Gold continues to lag behind global equities as firm US real yields and restrictive Fed expectations weigh on bullish momentum. XAU/USD faces renewed downside pressure after failing at key technical resistance.
Key takeaways
- Gold continues to underperform global equities as rising risk appetite, firm US real yields, and resilient US economic data reduce demand for safe-haven assets.
- The 10-year US Treasury real yield remains supported above 1.85%, while markets expect the Federal Reserve to keep interest rates elevated through 2026, creating ongoing downside pressure on gold prices.
- Gold (XAU/USD) faces a bearish technical setup after rejecting its 50-day moving average near $4,775, with a break below $4,507 potentially exposing the next support zone at $4,350/$4,305.
The performance of gold has remained lackluster in comparison to risk assets such as global benchmark stock indices in the past four weeks, where the US Nasdaq 100 and South Korea’s KOSPI soared to record highs.

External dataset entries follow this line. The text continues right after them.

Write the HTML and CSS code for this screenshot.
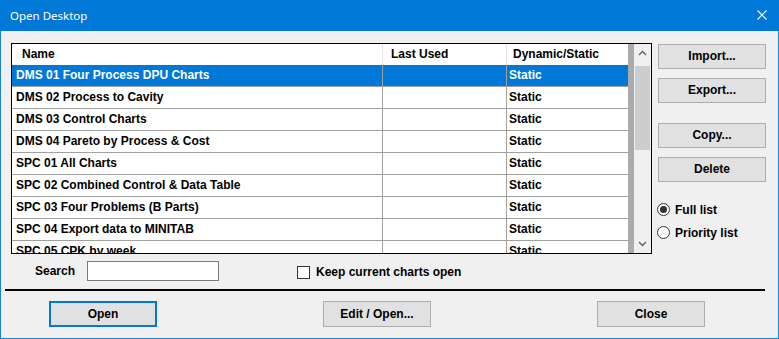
FILE: index.html
```html
<!DOCTYPE html>
<html lang="en">
<head>
    <meta charset="UTF-8">
    <title>Open Desktop</title>
    <link rel="stylesheet" href="styles.css">
</head>
<body>
    <div class="window">
        <div class="titlebar">
            <span class="title">Open Desktop</span>
            <svg class="close-x" width="10" height="10" viewBox="0 0 10 10">
                <path d="M0.5 0.5 L9.5 9.5 M9.5 0.5 L0.5 9.5" stroke="#fff" stroke-width="1.1" fill="none"/>
            </svg>
        </div>

        <div class="main">
            <div class="left">
                <div class="listbox">
                    <div class="grid">
                        <div class="row header">
                            <div class="cell c-name">Name</div>
                            <div class="cell c-used">Last Used</div>
                            <div class="cell c-type">Dynamic/Static</div>
                        </div>
                        <div class="row selected">
                            <div class="cell c-name">DMS 01 Four Process DPU Charts</div>
                            <div class="cell c-used"></div>
                            <div class="cell c-type">Static</div>
                        </div>
                        <div class="row">
                            <div class="cell c-name">DMS 02 Process to Cavity</div>
                            <div class="cell c-used"></div>
                            <div class="cell c-type">Static</div>
                        </div>
                        <div class="row">
                            <div class="cell c-name">DMS 03 Control Charts</div>
                            <div class="cell c-used"></div>
                            <div class="cell c-type">Static</div>
                        </div>
                        <div class="row">
                            <div class="cell c-name">DMS 04 Pareto by Process &amp; Cost</div>
                            <div class="cell c-used"></div>
                            <div class="cell c-type">Static</div>
                        </div>
                        <div class="row">
                            <div class="cell c-name">SPC 01 All Charts</div>
                            <div class="cell c-used"></div>
                            <div class="cell c-type">Static</div>
                        </div>
                        <div class="row">
                            <div class="cell c-name">SPC 02 Combined Control &amp; Data Table</div>
                            <div class="cell c-used"></div>
                            <div class="cell c-type">Static</div>
                        </div>
                        <div class="row">
                            <div class="cell c-name">SPC 03 Four Problems (B Parts)</div>
                            <div class="cell c-used"></div>
                            <div class="cell c-type">Static</div>
                        </div>
                        <div class="row">
                            <div class="cell c-name">SPC 04 Export data to MINITAB</div>
                            <div class="cell c-used"></div>
                            <div class="cell c-type">Static</div>
                        </div>
                        <div class="row">
                            <div class="cell c-name">SPC 05 CPK by week</div>
                            <div class="cell c-used"></div>
                            <div class="cell c-type">Static</div>
                        </div>
                    </div>
                    <div class="strip"></div>
                    <div class="scrollbar">
                        <svg class="arrow" width="9" height="6" viewBox="0 0 9 6">
                            <path d="M1 5 L4.5 1.5 L8 5" stroke="#606060" stroke-width="1.4" fill="none"/>
                        </svg>
                        <div class="track">
                            <div class="thumb"></div>
                        </div>
                        <svg class="arrow" width="9" height="6" viewBox="0 0 9 6">
                            <path d="M1 1 L4.5 4.5 L8 1" stroke="#606060" stroke-width="1.4" fill="none"/>
                        </svg>
                    </div>
                </div>

                <div class="search-row">
                    <span class="search-label">Search</span>
                    <div class="textbox"></div>
                    <span class="checkbox"></span>
                    <span class="check-label">Keep current charts open</span>
                </div>
            </div>

            <div class="right">
                <div class="btn">Import...</div>
                <div class="btn">Export...</div>
                <div class="btn btn-gap">Copy...</div>
                <div class="btn">Delete</div>
                <div class="radios">
                    <div class="radio-item"><span class="radio checked"></span>Full list</div>
                    <div class="radio-item"><span class="radio"></span>Priority list</div>
                </div>
            </div>
        </div>

        <div class="divider"></div>

        <div class="footer">
            <div class="btn btn-default">Open</div>
            <div class="btn">Edit / Open...</div>
            <div class="btn">Close</div>
        </div>
    </div>
</body>
</html>
```

FILE: styles.css
```css
body {
    margin: 0;
    background-color: #f0f0f0;
    font-family: "Liberation Sans", Arial, sans-serif;
    font-size: 12px;
    font-weight: bold;
    color: #000;
}
.window {
    width: 779px;
    height: 339px;
    box-sizing: border-box;
    border: 1px solid #1883d7;
    border-top: none;
    background-color: #f0f0f0;
}
.titlebar {
    height: 31px;
    margin: 0 -1px;
    background-color: #0078d7;
    display: flex;
    align-items: center;
    justify-content: space-between;
    padding: 0 12px 0 10px;
}
.title {
    color: #fff;
    font-family: "Noto Sans", sans-serif;
    font-weight: normal;
    font-size: 11.5px;
}
.close-x {
    margin-top: -1px;
}
.main {
    display: flex;
    gap: 6px;
    padding: 12px 0 0 10px;
}
.listbox {
    width: 641px;
    height: 211px;
    box-sizing: border-box;
    border: 1px solid #000;
    display: flex;
    overflow: hidden;
    background-color: #fff;
}
.grid {
    width: 616px;
    flex: none;
}
.row {
    display: flex;
    height: 21px;
    line-height: 21px;
    border-bottom: 1px solid #a0a0a0;
    white-space: nowrap;
}
.row.header {
    height: 21px;
    line-height: 20px;
    border-bottom: none;
}
.cell {
    box-sizing: border-box;
    border-right: 1px solid #a0a0a0;
    overflow: hidden;
}
.c-name {
    width: 371px;
    padding-left: 4px;
}
.c-used {
    width: 124px;
    padding-left: 8px;
}
.c-type {
    width: 121px;
    padding-left: 2px;
    border-right: none;
}
.header .cell {
    border-right-color: #e5e5e5;
}
.header .c-name {
    padding-left: 10px;
}
.header .c-type {
    padding-left: 6px;
}
.selected {
    background-color: #0078d7;
    color: #fff;
}
.strip {
    width: 6px;
    flex: none;
    background-color: #ababab;
}
.scrollbar {
    width: 17px;
    flex: none;
    background-color: #f0f0f0;
    display: flex;
    flex-direction: column;
    align-items: center;
}
.arrow {
    margin: 6px 0;
}
.track {
    flex: 1;
    width: 100%;
    padding-top: 4px;
}
.thumb {
    margin: 0 1px;
    height: 84px;
    background-color: #cdcdcd;
}
.search-row {
    display: flex;
    align-items: center;
    height: 20px;
    margin-top: 7px;
}
.search-label {
    width: 52px;
    padding-left: 24px;
}
.textbox {
    width: 132px;
    height: 20px;
    box-sizing: border-box;
    border: 1px solid #7a7a7a;
    background-color: #fff;
}
.checkbox {
    width: 13px;
    height: 13px;
    box-sizing: border-box;
    border: 1px solid #333;
    background-color: #fff;
    margin-left: 78px;
    margin-top: 3px;
}
.check-label {
    margin-left: 6px;
    margin-top: 2px;
}
.right {
    display: flex;
    flex-direction: column;
    gap: 9px;
    padding-top: 1px;
}
.btn {
    width: 108px;
    height: 25px;
    box-sizing: border-box;
    border: 1px solid #adadad;
    background-color: #e1e1e1;
    text-align: center;
    line-height: 23px;
}
.btn-gap {
    margin-top: 11px;
}
.btn-default {
    border: 2px solid #0078d7;
    line-height: 22px;
}
.radios {
    display: flex;
    flex-direction: column;
    gap: 10px;
    margin-top: 12px;
    margin-left: -1px;
}
.radio-item {
    display: flex;
    align-items: center;
    height: 13px;
}
.radio {
    width: 13px;
    height: 13px;
    box-sizing: border-box;
    border: 1px solid #333;
    border-radius: 50%;
    background-color: #fff;
    margin-right: 5px;
    position: relative;
}
.radio.checked::after {
    content: "";
    position: absolute;
    left: 2px;
    top: 2px;
    width: 7px;
    height: 7px;
    border-radius: 50%;
    background-color: #333;
}
.divider {
    height: 2px;
    width: 760px;
    margin: 8px 0 0 4px;
    background-color: #000;
}
.footer {
    display: flex;
    gap: 166px;
    padding: 10px 0 0 48px;
}
.footer .btn {
    height: 26px;
    line-height: 24px;
}
.footer .btn-default {
    line-height: 22px;
}
```
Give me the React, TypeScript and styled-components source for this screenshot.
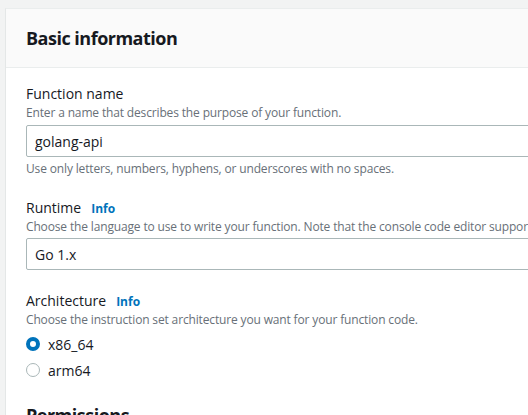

Based on the pre-US-Iran war baseline of 27 February 2026 to 8 May 2026, spot gold (London Bullion Market Association) has remained one of the worst performers among major cross assets, with a loss of -9.2% versus positive gains seen in the US stock indices (Nasdaq 100 +17.1%, Russell 2000 +8.7%, S&P 500 +7.6%) (see Fig. 1).
Let’s unpack the latest momentum drivers and intermarket dynamics for gold (XAU/USD) against the backdrop of a fragile US-Iran ceasefire, after US President Trump rejected Iran’s response to Washington’s latest proposal, dampening hopes for an imminent second round of peace negotiations.
The 10-year US Treasury real yield remains supported at 1.85%
Gold (XAU/USD) has a significant indirect correlation with longer-term US Treasury yields, such as the 10-year tenure, as the precious yellow metal is a non-interest income-bearing asset.
Hence, if the 10-year US Treasury real yield remains supported and stages an up move, gold in turn is likely to face downside pressure as opportunity costs rise for owning precious metals.
Since 4 May 2026, the 10-year US Treasury real yield has traded sideways above the key 200-day moving average, while holding above a key intermediate support of 1.85% (see Fig 2.).
Also, based on the latest data from the CME FedWatch tool, Fed funds futures traders have priced in a high probability that the US Federal Reserve is likely to keep the Fed funds rate unchanged (83% aggregated probability on 9 December 2026, the last FOMC meeting for this year) at the current level of 3.50%-3.75% for the remaining FOMC meetings in 2026 (see Fig. 3).
A continuation of a “wait and see” monetary policy guidance approach from the Fed due to sticky global benchmark oil prices at around $100 per barrel and a resilient US labour market may allow the 10-year US Treasury real yield to trade above the 1.85% key intermediate support level.
Bearish rejection at the 50-day moving average
The rebound of 5.9% seen on gold (XAU/USD) from the 4 May 2026 low has stalled again at the 50-day moving average that is acting as an intermediate resistance at around $4,775.
In addition, the 4-hour MACD trend indicator has just flashed out a bearish crossover condition that suggests a potential weakening of the aforementioned rebound in gold (XAU/USD).
Watch the $4,870 key medium-term pivotal resistance (also the range top in place since 8 April 2026). A break below $4,507 (swing low areas of 29 April 2026 and 4 May 2026) may expose the next medium-term support zone of $4,350/4,305 (also the 200-day moving average) (see Fig. 4).
However, clearance and a daily close above $4,870 negates the bearish tone for the next medium-term resistance to come in at $4,985 (also the upper boundary of the medium-term descending channel from 29 January 2026 all-time high).
The information presented is historical information, and past performance is not indicative of future performance.